Title: Optimisation with occasionally accurate data
Speaker: Coralia Cartis
Affiliation: Mathematical Institute – Oxford and Balliol College
Location: Huxley building
Time: 2:00pm (1 hour)
Abstract. We present global rates of convergence for a general class of methods for nonconvex smooth optimization that include linesearch, trust-region and regularisation strategies, but that allow inaccurate problem information. Namely, we assume the local (first- or second-order) models of our function are only sufficiently accurate with a certain probability, and they can be arbitrarily poor otherwise. This framework subsumes certain stochastic gradient analyses and derivative-free techniques based on random sampling of function values. It can also be viewed as a robustness assessment of deterministic methods and their resilience to inaccurate derivative computation such as due to processor failure in a distribute framework. We show that in terms of the order of the accuracy, the evaluation complexity of such methods is the same as their counterparts that use deterministic accurate models; the use of probabilistic models only increases the complexity by a constant, which depends on the probability of the models being good. Time permitting, we also discuss the case of inaccurate, probabilistic function value information, that arises in stochastic optimization. This work is joint with Katya Scheinberg (Lehigh University, USA).

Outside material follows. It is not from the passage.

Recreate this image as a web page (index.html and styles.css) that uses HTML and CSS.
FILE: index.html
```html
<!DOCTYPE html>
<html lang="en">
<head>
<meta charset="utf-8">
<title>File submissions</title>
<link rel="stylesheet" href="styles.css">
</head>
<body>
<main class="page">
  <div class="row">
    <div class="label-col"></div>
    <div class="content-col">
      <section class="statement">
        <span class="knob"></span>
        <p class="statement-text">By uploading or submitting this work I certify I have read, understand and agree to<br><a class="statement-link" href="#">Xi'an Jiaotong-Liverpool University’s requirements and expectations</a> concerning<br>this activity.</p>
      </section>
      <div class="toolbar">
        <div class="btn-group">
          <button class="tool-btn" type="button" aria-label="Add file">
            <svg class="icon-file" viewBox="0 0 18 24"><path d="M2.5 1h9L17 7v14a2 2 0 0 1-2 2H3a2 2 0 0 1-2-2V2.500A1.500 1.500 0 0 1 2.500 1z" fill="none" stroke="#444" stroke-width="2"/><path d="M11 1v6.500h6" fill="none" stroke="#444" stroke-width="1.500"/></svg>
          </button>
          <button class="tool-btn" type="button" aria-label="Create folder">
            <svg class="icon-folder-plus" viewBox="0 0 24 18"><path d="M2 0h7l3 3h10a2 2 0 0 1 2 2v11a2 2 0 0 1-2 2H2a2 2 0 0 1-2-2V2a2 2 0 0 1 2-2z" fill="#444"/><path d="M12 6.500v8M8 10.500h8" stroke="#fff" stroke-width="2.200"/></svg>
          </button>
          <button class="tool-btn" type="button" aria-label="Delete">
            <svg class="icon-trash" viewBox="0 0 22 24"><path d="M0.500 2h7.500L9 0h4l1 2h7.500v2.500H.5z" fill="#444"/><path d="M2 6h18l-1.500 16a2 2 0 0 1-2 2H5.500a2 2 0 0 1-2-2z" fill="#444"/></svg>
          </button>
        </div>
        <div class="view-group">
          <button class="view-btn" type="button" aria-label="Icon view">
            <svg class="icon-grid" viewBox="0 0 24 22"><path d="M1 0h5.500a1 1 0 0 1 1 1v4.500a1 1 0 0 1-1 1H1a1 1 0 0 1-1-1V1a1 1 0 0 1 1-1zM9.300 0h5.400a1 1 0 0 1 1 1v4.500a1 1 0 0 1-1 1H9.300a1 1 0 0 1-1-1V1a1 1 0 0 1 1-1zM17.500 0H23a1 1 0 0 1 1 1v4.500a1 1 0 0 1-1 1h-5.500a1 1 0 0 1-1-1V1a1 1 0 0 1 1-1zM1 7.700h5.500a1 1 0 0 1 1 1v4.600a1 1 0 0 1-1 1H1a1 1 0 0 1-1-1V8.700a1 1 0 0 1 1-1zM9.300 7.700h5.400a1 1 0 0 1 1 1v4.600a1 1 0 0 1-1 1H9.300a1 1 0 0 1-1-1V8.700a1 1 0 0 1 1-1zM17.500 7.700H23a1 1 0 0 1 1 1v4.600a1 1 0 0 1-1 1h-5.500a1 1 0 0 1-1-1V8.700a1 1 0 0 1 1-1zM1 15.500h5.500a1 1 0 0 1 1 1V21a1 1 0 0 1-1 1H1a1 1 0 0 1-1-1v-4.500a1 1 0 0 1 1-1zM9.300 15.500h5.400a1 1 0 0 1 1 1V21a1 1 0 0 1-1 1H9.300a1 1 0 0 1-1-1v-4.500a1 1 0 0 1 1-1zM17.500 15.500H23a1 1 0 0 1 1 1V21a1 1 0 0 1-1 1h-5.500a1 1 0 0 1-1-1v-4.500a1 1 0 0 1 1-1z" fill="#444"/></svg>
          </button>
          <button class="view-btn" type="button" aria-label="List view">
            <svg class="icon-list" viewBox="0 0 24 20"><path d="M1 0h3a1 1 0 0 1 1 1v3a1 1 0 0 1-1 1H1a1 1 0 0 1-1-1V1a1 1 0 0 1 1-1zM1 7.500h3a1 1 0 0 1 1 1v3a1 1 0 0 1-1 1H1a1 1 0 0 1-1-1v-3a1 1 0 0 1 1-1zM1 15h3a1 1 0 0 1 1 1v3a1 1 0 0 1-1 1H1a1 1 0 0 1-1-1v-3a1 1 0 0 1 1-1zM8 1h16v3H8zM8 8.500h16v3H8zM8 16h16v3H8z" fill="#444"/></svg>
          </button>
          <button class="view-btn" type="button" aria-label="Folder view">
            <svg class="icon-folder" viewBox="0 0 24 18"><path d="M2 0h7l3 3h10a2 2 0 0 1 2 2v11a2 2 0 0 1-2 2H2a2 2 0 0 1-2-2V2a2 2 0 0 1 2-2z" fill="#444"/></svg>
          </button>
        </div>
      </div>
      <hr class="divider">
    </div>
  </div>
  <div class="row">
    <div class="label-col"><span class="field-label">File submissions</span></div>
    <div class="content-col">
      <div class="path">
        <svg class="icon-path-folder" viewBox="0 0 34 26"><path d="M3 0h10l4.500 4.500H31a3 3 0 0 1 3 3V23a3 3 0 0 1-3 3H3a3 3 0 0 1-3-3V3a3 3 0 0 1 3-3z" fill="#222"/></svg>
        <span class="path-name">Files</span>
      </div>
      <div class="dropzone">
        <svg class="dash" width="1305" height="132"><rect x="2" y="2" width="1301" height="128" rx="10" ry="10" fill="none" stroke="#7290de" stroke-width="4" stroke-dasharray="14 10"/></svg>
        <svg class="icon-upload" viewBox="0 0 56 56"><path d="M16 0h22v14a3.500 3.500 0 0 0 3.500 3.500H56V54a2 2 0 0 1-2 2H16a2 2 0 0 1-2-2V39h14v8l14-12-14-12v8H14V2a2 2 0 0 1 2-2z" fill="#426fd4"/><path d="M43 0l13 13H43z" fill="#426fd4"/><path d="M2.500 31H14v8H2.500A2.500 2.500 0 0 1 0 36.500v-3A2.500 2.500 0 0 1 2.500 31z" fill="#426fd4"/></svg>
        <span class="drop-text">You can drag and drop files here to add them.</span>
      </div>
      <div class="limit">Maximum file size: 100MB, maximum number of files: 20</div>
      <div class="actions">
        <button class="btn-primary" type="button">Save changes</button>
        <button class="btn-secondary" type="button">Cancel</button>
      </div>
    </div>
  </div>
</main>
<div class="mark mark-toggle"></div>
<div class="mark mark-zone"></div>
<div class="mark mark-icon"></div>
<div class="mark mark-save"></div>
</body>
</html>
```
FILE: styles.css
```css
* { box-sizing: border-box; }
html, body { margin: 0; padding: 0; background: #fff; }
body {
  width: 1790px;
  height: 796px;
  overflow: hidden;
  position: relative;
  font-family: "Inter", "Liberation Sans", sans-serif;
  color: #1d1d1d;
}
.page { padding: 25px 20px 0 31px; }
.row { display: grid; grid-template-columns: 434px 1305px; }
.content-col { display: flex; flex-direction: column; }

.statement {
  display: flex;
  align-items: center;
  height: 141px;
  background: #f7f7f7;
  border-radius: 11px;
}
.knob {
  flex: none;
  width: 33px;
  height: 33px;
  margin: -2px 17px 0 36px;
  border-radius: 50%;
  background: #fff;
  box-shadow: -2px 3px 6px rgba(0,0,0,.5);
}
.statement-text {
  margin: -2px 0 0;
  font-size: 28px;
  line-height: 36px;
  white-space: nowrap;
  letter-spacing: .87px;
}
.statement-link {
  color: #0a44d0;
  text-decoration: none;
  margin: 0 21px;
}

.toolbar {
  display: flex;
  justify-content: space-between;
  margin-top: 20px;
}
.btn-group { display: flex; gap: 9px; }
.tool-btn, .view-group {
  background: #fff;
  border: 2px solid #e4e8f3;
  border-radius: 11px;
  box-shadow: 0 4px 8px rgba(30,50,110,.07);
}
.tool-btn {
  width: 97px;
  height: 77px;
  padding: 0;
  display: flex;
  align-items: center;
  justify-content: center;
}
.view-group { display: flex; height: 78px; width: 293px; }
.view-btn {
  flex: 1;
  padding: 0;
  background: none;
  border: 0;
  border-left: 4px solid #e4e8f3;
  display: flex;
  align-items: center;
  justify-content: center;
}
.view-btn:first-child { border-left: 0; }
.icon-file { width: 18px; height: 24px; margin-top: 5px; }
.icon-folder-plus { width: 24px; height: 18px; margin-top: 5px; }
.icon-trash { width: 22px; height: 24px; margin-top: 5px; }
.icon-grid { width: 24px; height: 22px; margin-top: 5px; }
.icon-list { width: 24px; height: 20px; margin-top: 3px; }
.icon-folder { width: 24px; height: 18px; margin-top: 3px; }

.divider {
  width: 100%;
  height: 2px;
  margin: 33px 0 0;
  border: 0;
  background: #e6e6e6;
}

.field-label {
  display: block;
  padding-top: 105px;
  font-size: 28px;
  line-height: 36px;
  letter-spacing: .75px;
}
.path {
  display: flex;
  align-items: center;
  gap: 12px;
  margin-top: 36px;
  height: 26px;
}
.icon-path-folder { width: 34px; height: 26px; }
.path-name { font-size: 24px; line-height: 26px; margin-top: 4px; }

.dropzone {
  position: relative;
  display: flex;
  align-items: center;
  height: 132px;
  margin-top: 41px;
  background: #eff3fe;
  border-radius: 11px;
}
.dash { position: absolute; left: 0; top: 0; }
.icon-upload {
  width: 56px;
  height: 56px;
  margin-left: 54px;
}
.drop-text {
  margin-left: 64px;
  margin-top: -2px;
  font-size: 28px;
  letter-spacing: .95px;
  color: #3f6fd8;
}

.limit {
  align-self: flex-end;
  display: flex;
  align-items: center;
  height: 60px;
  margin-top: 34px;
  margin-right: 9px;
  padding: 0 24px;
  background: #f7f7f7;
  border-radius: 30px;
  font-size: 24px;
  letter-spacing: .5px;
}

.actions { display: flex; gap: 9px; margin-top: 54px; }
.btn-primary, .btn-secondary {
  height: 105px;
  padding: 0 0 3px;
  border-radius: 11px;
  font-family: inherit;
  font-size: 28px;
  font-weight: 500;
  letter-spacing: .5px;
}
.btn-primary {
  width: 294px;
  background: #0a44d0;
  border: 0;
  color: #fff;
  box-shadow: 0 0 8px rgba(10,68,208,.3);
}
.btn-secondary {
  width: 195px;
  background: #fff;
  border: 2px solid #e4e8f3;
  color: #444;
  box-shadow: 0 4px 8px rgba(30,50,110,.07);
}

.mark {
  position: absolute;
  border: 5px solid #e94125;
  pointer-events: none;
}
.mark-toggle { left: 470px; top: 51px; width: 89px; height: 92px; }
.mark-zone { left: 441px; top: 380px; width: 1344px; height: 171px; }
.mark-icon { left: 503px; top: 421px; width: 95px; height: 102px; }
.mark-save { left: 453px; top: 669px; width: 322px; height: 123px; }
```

About the speaker. Coralia Cartis (BSc Mathematics, Babesh-Bolyai University, Romania; PhD Mathematics, University of Cambridge (2005)) has joined the Mathematical Institute at Oxford and Balliol College in 2013 as Associate Professor in Numerical Optimization. Previously, she worked as a research scientist at Rutherford Appleton Laboratory and as a postdoctoral researcher at Oxford University. Between 2007-2013, she was a (permanent) lecturer and senior lecturer in the School of Mathematics, University of Edinburgh. Her research interests address the development, analysis and implementation of algorithms for linear and nonlinear non-convex optimization problems, suitable for large-scale problems. A particular focus of her recent research has been the complexity analysis/global rates of convergence of nonconvex optimization algorithms. Some of her methods have been included in GALAHAD optimization software library. She has also worked on applications of optimization in compressed sensing, signal processing and for parameter estimation in climate modelling.